Jelas sangat dibutuhkanlah keterampilan menulis itu, sementara ocehan (kelisanan) itu terbatas. Untuk pertanggungjawaban kegiatan keilmuan, menulis adalah pintu utama. Untuk membangun kualitas diri, menulis adalah jalan tolnya. Untuk mengatasi persoalan diri (termasuk penyakit jiwa) menulis adalah obatnya. Untuk mengetahui kekurangan diri, menulis adalah alatnya. Untuk mengukur kualitas seseorang, lihatlah tulisannya. Untuk mengetahuai kemampuan berpikir seseorang, bacalah dengan seksama apa yang dituliskannya. Sungguh, manfaat menulis itu tak bisa dimatrakan. Inilah filosofis gaib Tuhan, yang diisyaratkan dalam Al-Kitab, Al-Quran. Tuhan tidak pernah main-main dengan Kalam-Nya! Apalagi pena, disumpahi-Nya.
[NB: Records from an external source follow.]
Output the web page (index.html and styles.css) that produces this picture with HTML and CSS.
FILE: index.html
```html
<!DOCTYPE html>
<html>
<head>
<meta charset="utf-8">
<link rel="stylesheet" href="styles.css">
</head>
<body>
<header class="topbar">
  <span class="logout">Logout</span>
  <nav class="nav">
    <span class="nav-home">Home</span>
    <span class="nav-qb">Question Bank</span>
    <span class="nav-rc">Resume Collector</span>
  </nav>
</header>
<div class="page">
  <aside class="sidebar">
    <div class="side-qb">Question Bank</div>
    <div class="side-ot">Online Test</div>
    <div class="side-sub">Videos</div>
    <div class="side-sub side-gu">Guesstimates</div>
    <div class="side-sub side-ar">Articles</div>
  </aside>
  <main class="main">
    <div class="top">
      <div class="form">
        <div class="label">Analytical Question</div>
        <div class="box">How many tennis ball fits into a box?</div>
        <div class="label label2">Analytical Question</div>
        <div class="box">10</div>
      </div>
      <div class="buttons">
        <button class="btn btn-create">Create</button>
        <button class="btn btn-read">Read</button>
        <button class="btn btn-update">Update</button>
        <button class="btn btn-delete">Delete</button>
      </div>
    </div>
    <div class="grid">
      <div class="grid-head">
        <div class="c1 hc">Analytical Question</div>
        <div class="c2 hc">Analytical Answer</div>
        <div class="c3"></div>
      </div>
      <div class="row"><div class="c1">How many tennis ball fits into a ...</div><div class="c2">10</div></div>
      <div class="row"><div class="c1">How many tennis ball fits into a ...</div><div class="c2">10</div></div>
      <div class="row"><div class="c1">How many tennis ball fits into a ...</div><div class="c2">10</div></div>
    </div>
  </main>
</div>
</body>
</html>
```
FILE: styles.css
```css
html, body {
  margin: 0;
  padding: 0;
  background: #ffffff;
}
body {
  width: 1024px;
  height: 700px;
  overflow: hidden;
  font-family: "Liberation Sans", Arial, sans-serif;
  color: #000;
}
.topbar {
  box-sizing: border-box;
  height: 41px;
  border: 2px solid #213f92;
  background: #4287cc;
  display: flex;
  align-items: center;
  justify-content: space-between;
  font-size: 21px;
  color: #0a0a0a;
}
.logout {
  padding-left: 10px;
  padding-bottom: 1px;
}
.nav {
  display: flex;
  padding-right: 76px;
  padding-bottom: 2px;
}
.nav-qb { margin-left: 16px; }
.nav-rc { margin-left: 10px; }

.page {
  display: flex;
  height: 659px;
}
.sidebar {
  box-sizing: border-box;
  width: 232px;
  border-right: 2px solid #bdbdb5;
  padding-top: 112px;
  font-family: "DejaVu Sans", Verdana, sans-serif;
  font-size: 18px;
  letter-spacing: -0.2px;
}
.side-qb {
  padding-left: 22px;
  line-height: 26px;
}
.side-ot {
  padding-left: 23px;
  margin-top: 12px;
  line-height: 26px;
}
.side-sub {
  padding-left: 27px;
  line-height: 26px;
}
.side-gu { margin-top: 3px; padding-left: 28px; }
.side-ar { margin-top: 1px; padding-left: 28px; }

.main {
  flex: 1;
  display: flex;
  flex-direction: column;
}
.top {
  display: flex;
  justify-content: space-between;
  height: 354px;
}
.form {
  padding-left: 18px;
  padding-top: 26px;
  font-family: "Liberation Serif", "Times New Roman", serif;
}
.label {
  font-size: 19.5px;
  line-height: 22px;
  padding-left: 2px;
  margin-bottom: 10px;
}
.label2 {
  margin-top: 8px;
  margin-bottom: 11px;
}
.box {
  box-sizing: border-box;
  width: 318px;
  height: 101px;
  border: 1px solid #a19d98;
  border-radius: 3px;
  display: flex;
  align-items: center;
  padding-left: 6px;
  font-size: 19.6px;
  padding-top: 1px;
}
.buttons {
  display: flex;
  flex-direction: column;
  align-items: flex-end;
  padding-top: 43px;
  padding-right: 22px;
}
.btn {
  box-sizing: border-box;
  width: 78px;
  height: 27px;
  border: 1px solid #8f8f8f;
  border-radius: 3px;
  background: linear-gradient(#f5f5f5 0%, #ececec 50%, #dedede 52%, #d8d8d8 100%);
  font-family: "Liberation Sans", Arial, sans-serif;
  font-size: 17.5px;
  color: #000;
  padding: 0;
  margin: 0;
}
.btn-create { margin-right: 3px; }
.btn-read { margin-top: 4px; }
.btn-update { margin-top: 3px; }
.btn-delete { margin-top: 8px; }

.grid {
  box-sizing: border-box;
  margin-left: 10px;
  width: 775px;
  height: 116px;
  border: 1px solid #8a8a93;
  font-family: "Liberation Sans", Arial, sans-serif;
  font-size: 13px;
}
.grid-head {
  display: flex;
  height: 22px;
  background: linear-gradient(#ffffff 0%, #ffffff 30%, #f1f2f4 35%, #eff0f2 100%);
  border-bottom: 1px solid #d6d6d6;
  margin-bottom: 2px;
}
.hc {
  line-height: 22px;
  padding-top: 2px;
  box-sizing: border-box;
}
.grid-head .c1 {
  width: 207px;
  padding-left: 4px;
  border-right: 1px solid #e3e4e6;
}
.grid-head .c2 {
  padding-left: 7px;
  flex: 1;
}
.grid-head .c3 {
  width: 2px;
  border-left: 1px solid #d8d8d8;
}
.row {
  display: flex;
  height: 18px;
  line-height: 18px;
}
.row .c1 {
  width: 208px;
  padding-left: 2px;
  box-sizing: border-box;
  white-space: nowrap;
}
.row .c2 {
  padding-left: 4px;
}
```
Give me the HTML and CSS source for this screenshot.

Demi Pena! []
***
Sutejo, Penggagas Sekolah Literasi Gratis (SLG) STKIP PGRI Ponorogo, pendiri rumah buku, alumni S-3 Unesa Surabaya. Tercatat sebagai dosen di LKDIKTI-Jawa Timur.
Tulisan ini merupakan refleksi SLG (27/10) dan persiapan tiga kegiatan di tiga kota di Kepulauan Bangka Belitung (29-30 Oktober 2019).